Tom Fawcett
- Country (sports): United States
- Residence: Winnetka, United States
- Born: 18 October 1995 (age 30) Skokie, United States
- Height: 1.96 m (6 ft 5 in)
- Plays: Right-handed
- College: Stanford
- Prize money: $41,311

Singles
- Career record: 0–1 (at ATP Tour level, Grand Slam level, and in Davis Cup)
- Career titles: 1 ITF
- Highest ranking: No. 440 (7 January 2019)

Grand Slam singles results
- US Open: Q1 (2018)

Doubles
- Career record: 0–0 (at ATP Tour level, Grand Slam level, and in Davis Cup)
- Career titles: 0 ITF
- Highest ranking: No. 602 (15 July 2019)

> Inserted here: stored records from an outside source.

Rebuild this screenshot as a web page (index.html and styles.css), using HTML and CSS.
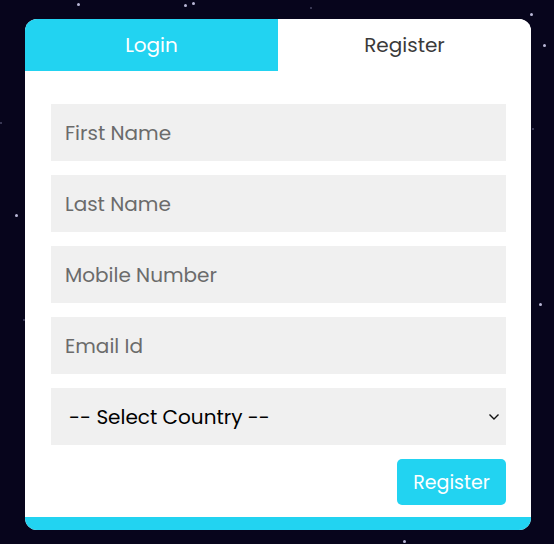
FILE: index.html
```html
<!DOCTYPE html>
<html lang="en">
<head>
<meta charset="utf-8">
<title>Register</title>
<link rel="stylesheet" href="styles.css">
</head>
<body>
<div class="sky">
  <span class="star" style="left:77px;top:3px"></span>
  <span class="star" style="left:184px;top:4px"></span>
  <span class="star" style="left:192px;top:2px"></span>
  <span class="star" style="left:530px;top:13px"></span>
  <span class="star" style="left:543px;top:44px"></span>
  <span class="star dim" style="left:310px;top:7px"></span>
  <span class="star" style="left:15px;top:214px"></span>
  <span class="star dim" style="left:23px;top:319px"></span>
  <span class="star dim" style="left:0px;top:122px"></span>
  <span class="star dim" style="left:532px;top:128px"></span>
  <span class="star" style="left:539px;top:303px"></span>
  <span class="star" style="left:403px;top:540px"></span>
</div>
<main class="page">
  <section class="card">
    <nav class="tabs">
      <button class="tab tab-active" type="button">Login</button>
      <button class="tab" type="button">Register</button>
    </nav>
    <form class="form">
      <input class="field" type="text" placeholder="First Name">
      <input class="field" type="text" placeholder="Last Name">
      <input class="field" type="text" placeholder="Mobile Number">
      <input class="field" type="email" placeholder="Email Id">
      <div class="select-wrap">
        <select class="field select">
          <option>-- Select Country --</option>
        </select>
        <svg class="chevron" width="12" height="8" viewBox="0 0 12 8" aria-hidden="true"><path d="M1.5 1.5 L6 6 L10.5 1.5" fill="none" stroke="#111" stroke-width="1.4"/></svg>
      </div>
      <div class="actions">
        <button class="submit" type="button">Register</button>
      </div>
    </form>
    <div class="bottom-bar"></div>
  </section>
</main>
</body>
</html>
```
FILE: styles.css
```css
* { box-sizing: border-box; }
html, body { margin: 0; height: 100%; }
body {
  background: #07051c;
  font-family: "Poppins", "DejaVu Sans", "Noto Sans", sans-serif;
  position: relative;
  overflow: hidden;
}
.sky { position: absolute; inset: 0; }
.star {
  position: absolute;
  width: 3px; height: 3px;
  border-radius: 50%;
  background: #b9b7d6;
}
.star.dim { background: #4a4866; width: 2px; height: 2px; }
.page {
  position: relative;
  padding: 19px 0 0 25px;
}
.card {
  width: 506px;
  height: 511px;
  background: #fff;
  border-radius: 12px;
  overflow: hidden;
  display: flex;
  flex-direction: column;
}
.tabs {
  display: grid;
  grid-template-columns: 253px 253px;
  height: 52px;
}
.tab {
  border: 0;
  margin: 0;
  background: #fff;
  font-family: inherit;
  font-size: 20px;
  color: #3a3a3a;
  padding: 0;
  line-height: 52px;
}
.tab-active { background: #22d3f1; color: #fff; }
.form {
  flex: 1;
  padding: 33px 25px 0 26px;
  display: flex;
  flex-direction: column;
  gap: 14px;
}
.field {
  display: block;
  width: 100%;
  height: 57px;
  border: 0;
  background: #f0f0f0;
  padding: 0 14px;
  font-family: inherit;
  font-size: 20px;
  color: #111;
  outline: none;
}
.field::placeholder { color: #6b6b6b; }
.select-wrap {
  display: grid;
  align-items: center;
}
.select-wrap > * { grid-area: 1 / 1; }
.select {
  appearance: none;
  -webkit-appearance: none;
  padding-left: 18px;
  font-size: 20px;
  color: #000;
}
.chevron { justify-self: end; margin-right: 6px; }
.actions {
  display: flex;
  justify-content: flex-end;
}
.submit {
  width: 109px;
  height: 46px;
  border: 0;
  border-radius: 5px;
  background: #22d3f1;
  color: #fff;
  font-family: inherit;
  font-size: 19px;
  padding: 0;
}
.bottom-bar {
  height: 13px;
  background: #22d3f1;
}
```
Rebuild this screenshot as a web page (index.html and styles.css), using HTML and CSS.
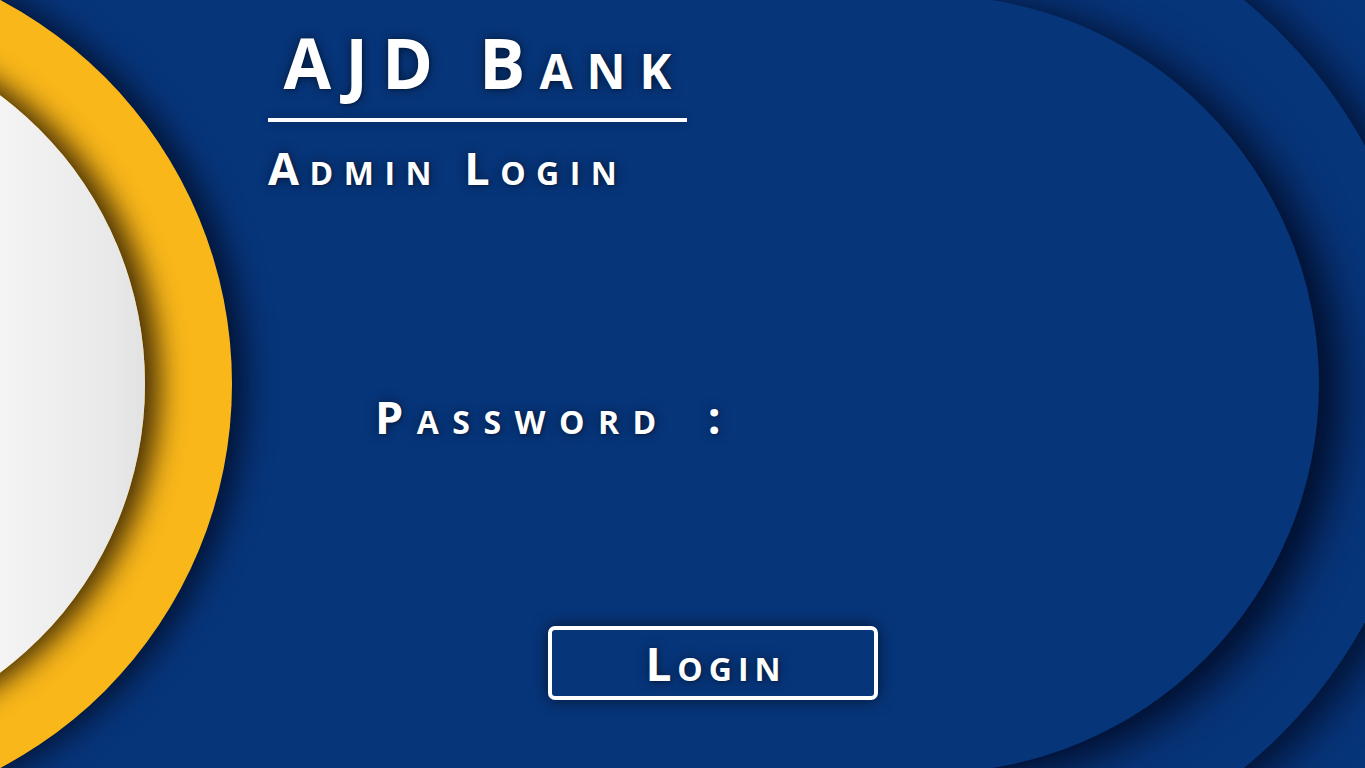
FILE: index.html
```html
<!DOCTYPE html>
<html lang="en">
<head>
<meta charset="utf-8">
<title>AJD Bank – Admin Login</title>
<link rel="stylesheet" href="styles.css">
</head>
<body>
<div class="stage">
  <div class="deco">
    <div class="ring-yellow"></div>
    <div class="disc-white"></div>
    <div class="arcs">
      <div class="arc-outer"></div>
      <div class="arc-inner"></div>
    </div>
  </div>
  <main class="content">
    <header class="brand">
      <h1 class="title">AJD Bank</h1>
      <div class="rule"></div>
      <h2 class="subtitle">Admin Login</h2>
    </header>
    <form class="login-form">
      <div class="field">
        <label class="label" for="pw">Password</label>
        <span class="colon">:</span>
        <input class="input" id="pw" type="password">
      </div>
      <button class="login-btn" type="button">Login</button>
    </form>
  </main>
</div>
</body>
</html>
```

FILE: styles.css
```css
html, body {
  margin: 0;
  padding: 0;
}
body {
  width: 1365px;
  height: 768px;
  overflow: hidden;
  background: #07357a;
  font-family: "Open Sans", "DejaVu Sans", sans-serif;
  color: #fff;
}
.stage {
  position: relative;
  width: 1365px;
  height: 768px;
  overflow: hidden;
  background: #07357a;
}
.deco {
  position: absolute;
  inset: 0;
  z-index: 0;
}
.ring-yellow,
.disc-white,
.arc-outer,
.arc-inner {
  position: absolute;
  border-radius: 50%;
}
.ring-yellow {
  left: -636px;
  top: -50px;
  width: 868px;
  height: 868px;
  background: #f9b71a;
  box-shadow: 14px 0 30px rgba(0, 8, 30, 0.75);
}
.disc-white {
  left: -575px;
  top: 24px;
  width: 720px;
  height: 720px;
  background: linear-gradient(to right, #fbfbfb 70%, #e9e9e9 95%, #e2e2e2);
  box-shadow: 14px 0 28px rgba(20, 10, 0, 0.8);
}
.arcs {
  position: absolute;
  left: 900px;
  top: 0;
  right: 0;
  bottom: 0;
  overflow: hidden;
}
.arc-outer {
  left: -466px;
  top: -112px;
  width: 992px;
  height: 992px;
  background: #07357a;
  box-shadow: 18px 6px 40px rgba(0, 5, 25, 0.75);
}
.arc-inner {
  left: -359px;
  top: -5px;
  width: 778px;
  height: 778px;
  background: #07357a;
  box-shadow: 20px 8px 44px rgba(0, 5, 25, 0.85);
}
.content {
  position: relative;
  z-index: 1;
  display: flex;
  flex-direction: column;
  padding-left: 268px;
}
.brand {
  width: 419px;
  display: flex;
  flex-direction: column;
  align-items: center;
  padding-top: 22px;
}
.title,
.subtitle,
.label,
.colon,
.login-btn {
  font-variant: small-caps;
  font-weight: 700;
  text-shadow: 0 0 12px rgba(0, 0, 0, 0.5), 1px 1px 3px rgba(0, 0, 0, 0.3);
}
.title {
  margin: 0;
  padding-left: 14px;
  font-size: 69px;
  line-height: 80px;
  letter-spacing: 14px;
}
.rule {
  align-self: stretch;
  height: 4px;
  margin-top: 16px;
  background: #fff;
  box-shadow: 0 0 8px rgba(0, 0, 0, 0.35);
}
.subtitle {
  align-self: flex-start;
  margin: 18px 0 0 0;
  font-size: 45px;
  line-height: 56px;
  letter-spacing: 10.5px;
}
.login-form {
  display: flex;
  flex-direction: column;
}
.field {
  display: flex;
  align-items: center;
  margin: 193px 0 0 107px;
  height: 56px;
}
.label {
  font-size: 45px;
  letter-spacing: 13.5px;
  line-height: 56px;
}
.colon {
  font-size: 45px;
  line-height: 56px;
  margin-left: 38px;
}
.input {
  width: 300px;
  height: 40px;
  margin-left: 20px;
  background: transparent;
  border: none;
  outline: none;
  color: #fff;
}
.login-btn {
  margin: 181px 0 0 280px;
  width: 330px;
  height: 74px;
  box-sizing: border-box;
  border: 4px solid #fff;
  border-radius: 7px;
  background: #07357a;
  color: #fff;
  font-family: "Open Sans", "DejaVu Sans", sans-serif;
  font-size: 46px;
  line-height: 60px;
  letter-spacing: 6px;
  padding: 0 0 0 6px;
  box-shadow: 0 0 16px rgba(0, 0, 0, 0.6);
  cursor: pointer;
}
```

Grand Slam mixed doubles results
- US Open: 1R (2018)

= Tom Fawcett =

American tennis player

Tom Fawcett (born 18 October 1995) is an American tennis player.

Fawcett has a career high ATP singles ranking of 440 achieved on 7 January 2019. He also has a career high ATP doubles ranking of 602 achieved on 15 July 2019.

Fawcett made his Grand Slam main draw debut at the 2018 US Open after receiving a wildcard into the qualifying singles draw, and mixed doubles main draw with Danielle Collins.